Igualmente, no seu passado político, Bolsonaro atacou inúmeras vezes o extinto Bolsa Família e seus beneficiário: quando deputado, ainda em 2010, dizia que o auxílio era usado para compra de votos no Nordeste do país.
Em 2011, o ex-deputado federal pelo Rio também afirmou que Bolsa Família tirava “dinheiro de quem produz e dá-lo a quem se acomoda, para que use seu título de eleitor e mantenha quem está no poder”.
Em 2017, Bolsonaro inclusive sugeriu o voto em outro candidato, uma vez que não iria “partir para a demagogia e agradar quem quer que seja para buscar voto.”
Péssima administração pública e receio da derrota pautam a agenda do presidente
Nos quatro anos de Governo Bolsonaro, que se encerram a 31 de dezembro, o presidente não só mudou de posição, como se mostrou um demagogo que tenta, sim, comprar votos com Auxílio Brasil — típico do mau-caratismo e péssima administração do patrimônio público que são marcas da sua gestão.
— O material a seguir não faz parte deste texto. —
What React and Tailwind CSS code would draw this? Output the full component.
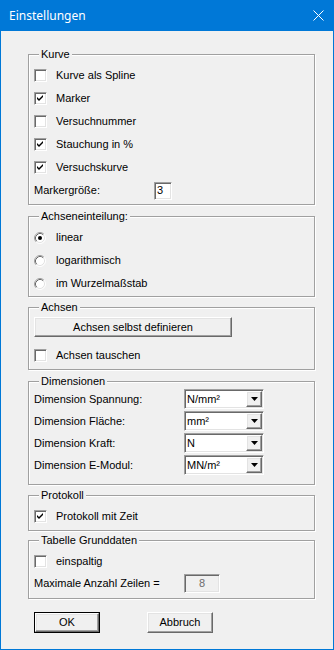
import React from 'react';

const sunken =
  'border border-t-[#a0a0a0] border-l-[#a0a0a0] border-r-white border-b-white shadow-[inset_1px_1px_0_#696969,inset_-1px_-1px_0_#e3e3e3]';
const raised =
  'border border-t-white border-l-white border-r-[#696969] border-b-[#696969] shadow-[inset_-1px_-1px_0_#a0a0a0,inset_1px_1px_0_#e3e3e3] bg-[#f0f0f0]';

const GroupBox = ({ title, className = '', children }) => (
  <div
    className={`relative border border-[#a0a0a0] shadow-[inset_1px_1px_0_#fff,1px_1px_0_#fff] pl-[5px] ${className}`}
  >
    <span className="absolute -top-[7px] left-[10px] bg-[#f0f0f0] px-[2px] leading-[13px]">{title}</span>
    {children}
  </div>
);

const CheckBox = ({ checked, label, className = 'h-[23px]' }) => (
  <div className={`flex items-center ${className}`}>
    <div className={`w-[13px] h-[13px] bg-white ${sunken} flex-shrink-0`}>
      {checked && (
        <svg width="11" height="11" viewBox="0 0 11 11" className="block">
          <polygon points="2,4 4,6 8,2 8,4 4,8 2,6" fill="#000" />
        </svg>
      )}
    </div>
    <span className="ml-[9px]">{label}</span>
  </div>
);

const Radio = ({ checked, label }) => (
  <div className="flex items-center h-[23px]">
    <svg width="12" height="12" viewBox="0 0 12 12" className="block flex-shrink-0">
      <circle cx="6" cy="6" r="5" fill="#fff" />
      <path d="M2.11 9.89 A5.5 5.5 0 0 1 9.89 2.11" fill="none" stroke="#a0a0a0" strokeWidth="1" />
      <path d="M9.89 2.11 A5.5 5.5 0 0 1 2.11 9.89" fill="none" stroke="#fff" strokeWidth="1" />
      <path d="M2.82 9.18 A4.5 4.5 0 0 1 9.18 2.82" fill="none" stroke="#696969" strokeWidth="1" />
      <path d="M9.18 2.82 A4.5 4.5 0 0 1 2.82 9.18" fill="none" stroke="#e3e3e3" strokeWidth="1" />
      {checked && <circle cx="6" cy="6" r="2" fill="#000" />}
    </svg>
    <span className="ml-[10px]">{label}</span>
  </div>
);

const Select = ({ value }) => (
  <div className={`w-[80px] h-[20px] bg-white ${sunken} flex items-center justify-between pl-[2px] pr-[1px]`}>
    <span>{value}</span>
    <div className={`w-[16px] h-[16px] ${raised} flex items-center justify-center`}>
      <svg width="7" height="4" viewBox="0 0 7 4" className="block">
        <polygon points="0,0 7,0 3.5,4" fill="#000" />
      </svg>
    </div>
  </div>
);

const DimRow = ({ label, value }) => (
  <div className="flex items-center h-[22px]">
    <span className="w-[150px]">{label}</span>
    <Select value={value} />
  </div>
);

export default function App() {
  return (
    <div className="w-[334px] h-[650px] bg-[#f0f0f0] font-['Liberation_Sans',Arial,sans-serif] text-[11px] text-black flex flex-col">
      {/* Titelleiste */}
      <div className="h-[31px] bg-[#0078d7] flex items-center justify-between pl-[9px] pr-[10px] flex-shrink-0">
        <span className="text-white text-[12px] font-['Noto_Sans',sans-serif]">Einstellungen</span>
        <svg width="11" height="11" viewBox="0 0 11 11" className="block">
          <path d="M0.5 0.5 L10.5 10.5 M10.5 0.5 L0.5 10.5" stroke="#fff" strokeWidth="1" />
        </svg>
      </div>

      <div className="flex-1 border-x border-b border-[#0078d7] pt-[23px]">
        <div className="ml-[27px] w-[287px] flex flex-col">
          <GroupBox title="Kurve" className="pt-[9px] pb-[2px]">
            <CheckBox label="Kurve als Spline" />
            <CheckBox checked label="Marker" />
            <CheckBox label="Versuchnummer" />
            <CheckBox checked label="Stauchung in %" />
            <CheckBox checked label="Versuchskurve" />
            <div className="flex items-center h-[23px]">
              <span className="w-[120px]">Markergröße:</span>
              <div className={`w-[18px] h-[18px] bg-white ${sunken} flex items-center pl-[2px]`}>3</div>
            </div>
          </GroupBox>

          <GroupBox title="Achseneinteilung:" className="mt-[11px] pt-[9px] pb-[1px]">
            <Radio checked label="linear" />
            <Radio label="logarithmisch" />
            <Radio label="im Wurzelmaßstab" />
          </GroupBox>

          <GroupBox title="Achsen" className="mt-[10px] pt-[9px] pb-[2px]">
            <div className={`w-[198px] h-[20px] ${raised} flex items-center justify-center`}>
              Achsen selbst definieren
            </div>
            <CheckBox label="Achsen tauschen" className="h-[23px] mt-[7px]" />
          </GroupBox>

          <GroupBox title="Dimensionen" className="mt-[11px] pt-[6px] pb-[8px]">
            <DimRow label="Dimension Spannung:" value="N/mm²" />
            <DimRow label="Dimension Fläche:" value="mm²" />
            <DimRow label="Dimension Kraft:" value="N" />
            <DimRow label="Dimension E-Modul:" value="MN/m²" />
          </GroupBox>

          <GroupBox title="Protokoll" className="mt-[10px] pt-[9px] pb-[2px]">
            <CheckBox checked label="Protokoll mit Zeit" />
          </GroupBox>

          <GroupBox title="Tabelle Grunddaten" className="mt-[9px] pt-[9px] pb-[4px]">
            <CheckBox label="einspaltig" className="h-[22px]" />
            <div className="flex items-center h-[22px]">
              <span className="w-[150px]">Maximale Anzahl Zeilen =</span>
              <div className={`w-[36px] h-[19px] ${sunken} flex items-center justify-center text-[#6d6d6d]`}>8</div>
            </div>
          </GroupBox>

          <div className="flex mt-[13px] pl-[6px]">
            <div className="w-[66px] h-[21px] border border-black">
              <div className={`w-full h-full ${raised} flex items-center justify-center`}>OK</div>
            </div>
            <div className={`ml-[47px] w-[66px] h-[21px] ${raised} flex items-center justify-center`}>Abbruch</div>
          </div>
        </div>
      </div>
    </div>
  );
}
Administração, inclusive, que deixa uma dívida enorme aos cofres públicos, haja vista a constante farra e desmando com dinheiro público que foram sinônimos de um governo que, sob a bandeira da anticorrupção, se mostrou tão ou mais corrupto quanto qualquer outro. Que seja visto o escândalo que envolve o Ministério da Educação.
Ao fim e ao cabo, embora completamente descabida, a PEC Kamikase demonstra, sim, um mandatário sem chão ou base política, com medo da “caça às bruxas” que pode ser iniciada por Lula num cenário de vitória do petista.
Em sua lógica doentia e de megalomania, Bolsonaro age, de fato, como um kamikase: se não pode lutar essa batalha, se joga em direção à morte política na tentativa de causar algum dado ao seu inimigo. A diferença entre os aviadores e o presidente é que os primeiros lutavam pelo ideal de um Japão Imperial e expansionista. Bolsonaro tenta só salvar o próprio rabo.